Теперь Ходасевич слишком хорошо знал, почему Муни замолчал: он не мог позволить себе писать «из злости и ожесточения», из отчаяния и тоски.
Ходасевич не видел в Василии Травникове ни предтечу, ни тем более учителя, но подозревал, что такая оценка будет сделана другими. Вокруг себя он наблюдал столько людей, черпавших вдохновение «из злости и ожесточения». Вот почему он кончил рассказ провокационным, ироничным вопросом: «Быть может, те, кого принято считать учениками Боратынского, в действительности учились у Травникова?»
Удивительно, что современники не расслышали боли, впрочем, мастерски закамуфлированной историко-литературной стилизацией, забавной пародией на историю литературы, на жанр жизнеописания.
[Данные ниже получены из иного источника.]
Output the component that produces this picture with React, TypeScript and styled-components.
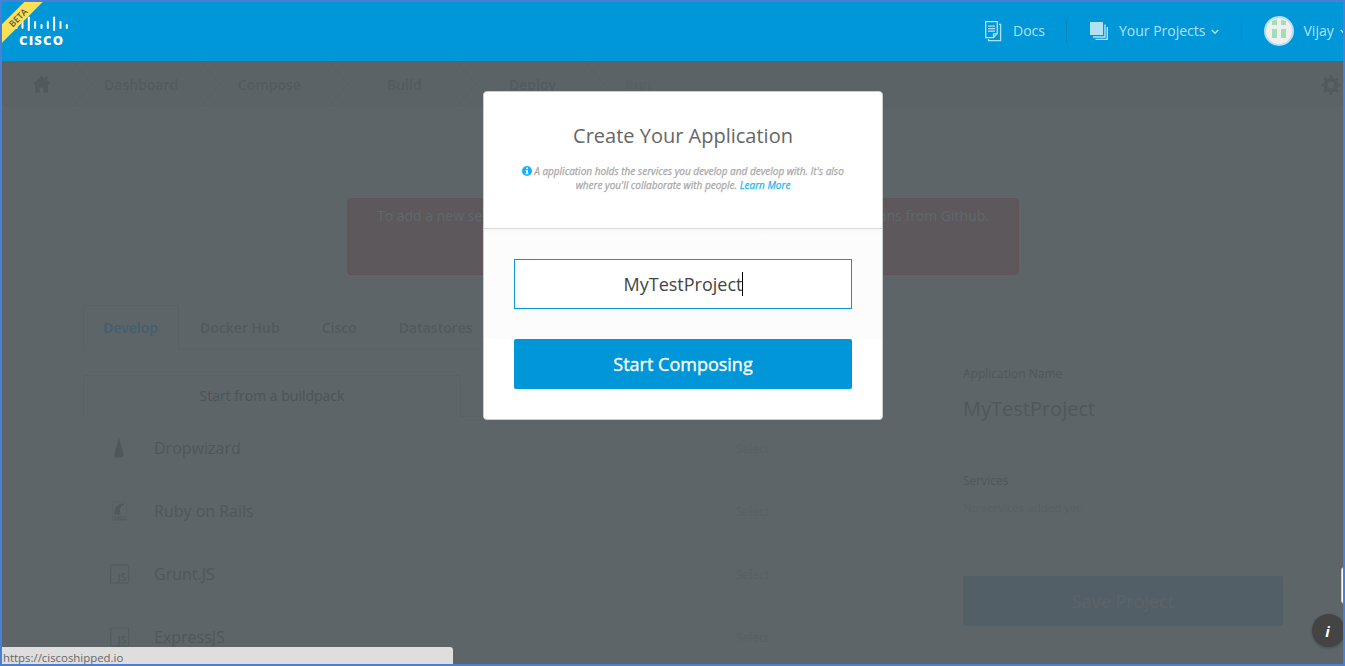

Но ведь улыбки они тоже не разглядели.
Целомудрие Ходасевича (касалось ли это религии или поэтического опыта) было столь велико, что он не мог писать о своих проблемах, но щедро наделял ими литературных персонажей, а «иначе Малороссия», как любили говаривать заносчивые юнцы Ходасевич и Муни.
Вместе они вошли в литературу, «неопытные юноши, нечаянно зачерпнувшие <…> каплю запредельной стихии», разделившие счастье быть связанными рифмой. И ушли вместе, на гребне новой эпохи, сбившей с ног Муни в первую мировую, а Ходасевича — в первые месяцы второй мировой войны.